21 janeiro 2005

Casa dos Bebês



Nota: 6

A gravidez é uma dádiva, mas pode ser também uma maldição. Este é um dos temas utilizados pelo diretor, roteirista e montador John Sayles em seu novo filme, Casa dos bebês (Casa de los babys, 2003). A história se passa em um país não definido da América Latina e mostra o drama de seis mulheres estrangeiras que chegam do rico Estados Unidos com uma missão simples: voltar para casa com um nenê nos braços.

Cada uma com seus problemas passados e atuais, as seis esperam a burocracia local legalizar seus pedidos de adoção morando no mesmo hotel. Comandado pela señora Muñoz (Rita Moreno), o lugar é conhecido pelos nativos como "Casa de los babys", assim, com erro mesmo, afinal estamos falando de um povo sem cultura e pobre, que acorda antes do sol nascer para descer o morro e ir trabalhar para os burgueses. Uma destas proletárias é Asunción (Vanessa Martinez), que trabalha na Casa como arrumadeira dos quartos, e faz de tudo para cuidar de seus irmãos mais novos.

Num lugar com tantas desigualdades sociais, é possível ver meninos de rua que passam o dia arquitetando pequenos golpes e cheirando spray, e uma mãe que planeja levar sua filha adolescente, grávida, para Miami e assim não correr o risco de ficar mal falada.

Sayles foi audacioso ao criar um país cujo principal produto exportador são justamente os bebês, afinal, se esta (ainda) não é a principal fonte de renda de nenhum país do terceiro mundo, é impossível negar que este tráfico existe. Outro ato de coragem do cineasta foi reunir um elenco grande, estrelado e criar uma história sem protagonistas. O que une os personagens não é esta ou aquela pessoa, mas sim o tema central: ser mãe. Ou seria o capitalismo?

A verdade é que ao não se aprofundar em nenhum dos personagens, ao não contar uma história com finais conclusivos, Sayles dá a chance do espectador sair da sua confortável posição passiva e pensar. O que acontecerá com aquele homem que, desempregado, sonha em se mudar para a Filadélfia, um lugar que ele chama de "o berço da liberdade"? É interessante imaginar também o que vai acontecer quando Jennifer (Maggie Gyllenhaal), cujo casamento está por um fio, conseguir seu filho. Ou então como serão as vidas da ex-alcóolatra Gayle (Mary Steenburgen) e da solteirona independente Leslie (Lili Taylor). Será que Skipper (Daryl Hannah) vai ser a mãe perfeita que ela tanto sonha, ou sua paranóia com a ginástica vai atrapalhar esta nova fase? E como a malvada e já cheia de problemas Nan (Marcia Gay Harden - ótima) vai dar amor ao seu bebê se ela própria parece não saber o significado deste sentimento? Os sonhos e dúvidas expostos no "diálogo" que a irlandesa Eileen (Susan Lynch) tem com Asunción são a síntese de tudo o que se sonha sobre ser mãe (ou pai) e do que se espera para seu filho(a).

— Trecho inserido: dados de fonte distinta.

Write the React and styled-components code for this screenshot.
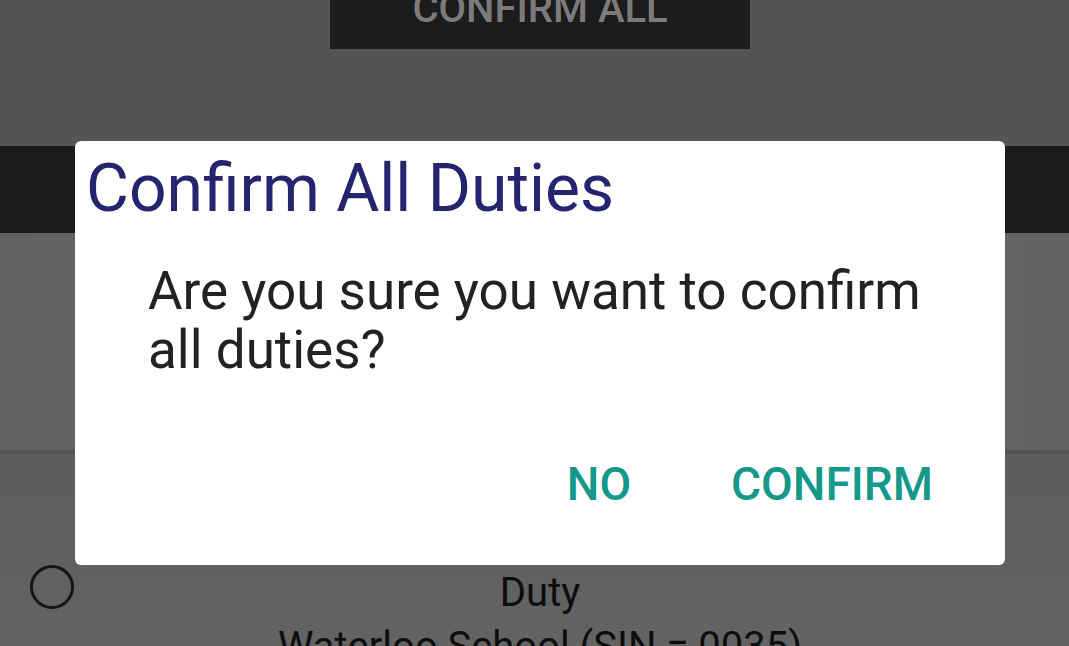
import React from "react";
import styled, { createGlobalStyle } from "styled-components";

const GlobalStyle = createGlobalStyle`
  html, body {
    margin: 0;
    padding: 0;
    width: 1069px;
    height: 646px;
    overflow: hidden;
    background: #5e5e5e;
    font-family: Roboto, "Noto Sans", "Liberation Sans", sans-serif;
  }
  * { box-sizing: border-box; }
`;

const Screen = styled.div`
  position: relative;
  width: 1069px;
  height: 646px;
  overflow: hidden;
  display: flex;
  flex-direction: column;
  & > * { flex-shrink: 0; }
`;

const Header = styled.div`
  height: 146px;
  padding-left: 11px;
  background: #545454;
  display: flex;
  justify-content: center;
  align-items: flex-start;
  overflow: hidden;
`;

const ConfirmAllButton = styled.div`
  width: 420px;
  height: 86px;
  margin-top: -37px;
  background: #1c1c1c;
  color: #7b7b7b;
  font-size: 40px;
  font-weight: 500;
  display: flex;
  align-items: center;
  justify-content: center;
  padding-top: 4px;
`;

const TitleBar = styled.div`
  height: 87px;
  background: #1b1b1b;
`;

const Summary = styled.div`
  height: 217px;
  background: linear-gradient(90deg, #626262, #666666 50%, #636363);
`;

const Divider = styled.div`
  height: 4px;
  background: #545454;
`;

const DutyRow = styled.div`
  position: relative;
  height: 192px;
  overflow: hidden;
  background: linear-gradient(180deg, #5d5d5d, #636363);
  display: flex;
  flex-direction: column;
  align-items: center;
  padding: 112px 0 0 11px;
`;

const RadioMark = styled.div`
  position: absolute;
  left: 30px;
  top: 111px;
  width: 44px;
  height: 44px;
  border-radius: 50%;
  border: 3px solid #151515;
`;

const DutyLine = styled.div`
  color: #0d0d0d;
  font-size: 40px;
  line-height: 54px;
  white-space: nowrap;
`;

const Dialog = styled.div`
  position: absolute;
  left: 75px;
  top: 141px;
  width: 930px;
  height: 424px;
  background: #ffffff;
  border-radius: 6px;
  display: flex;
  flex-direction: column;
`;

const DialogTitle = styled.h2`
  margin: 0;
  padding: 12px 0 0 11px;
  color: #24246f;
  font-size: 66px;
  font-weight: 400;
  line-height: 72px;
`;

const DialogBody = styled.p`
  margin: 0;
  padding: 37px 72px 0 73px;
  color: #222222;
  font-size: 53px;
  font-weight: 400;
  line-height: 59px;
`;

const Actions = styled.div`
  display: flex;
  justify-content: flex-end;
  gap: 100px;
  padding: 79px 72px 0 0;
`;

const ActionButton = styled.button`
  border: none;
  background: none;
  padding: 0;
  color: #13988a;
  font-family: inherit;
  font-size: 46px;
  font-weight: 500;
  line-height: 50px;
  cursor: pointer;
`;

export default function App() {
  return (
    <>
      <GlobalStyle />
      <Screen>
        <Header>
          <ConfirmAllButton>CONFIRM ALL</ConfirmAllButton>
        </Header>
        <TitleBar />
        <Summary />
        <Divider />
        <DutyRow>
          <RadioMark />
          <DutyLine>Duty</DutyLine>
          <DutyLine>Waterloo School (SIN = 0035)</DutyLine>
        </DutyRow>
        <Dialog role="dialog">
          <DialogTitle>Confirm All Duties</DialogTitle>
          <DialogBody>Are you sure you want to confirm all duties?</DialogBody>
          <Actions>
            <ActionButton>NO</ActionButton>
            <ActionButton>CONFIRM</ActionButton>
          </Actions>
        </Dialog>
      </Screen>
    </>
  );
}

Mesmo contando com atrizes de certo renome em Hollywood, o filme é considerado independente, pois seu orçamento ficou em torno de 1 milhão de dólares e sua exibição foi praticamente restrita a festivais e circuitos alternativos. E é justamente esta independência que o torna interessante. Nestes dias em que projetos pejorativos sobre países de terceiro mundo, como Chamas da Vingança, teimam em aparecer nos cinemas, chega a ser um enorme alívio ver fitas que tratam a realidade com um olhar livre de clichês. Faz bem para a alma ver que há, sim, inteligência no cinema norte-americano, que há, sim, vida inteligente nos Estados Unidos. Não acredita? Então entre no site www.sorryeverybody.com e veja com seus próprios olhos.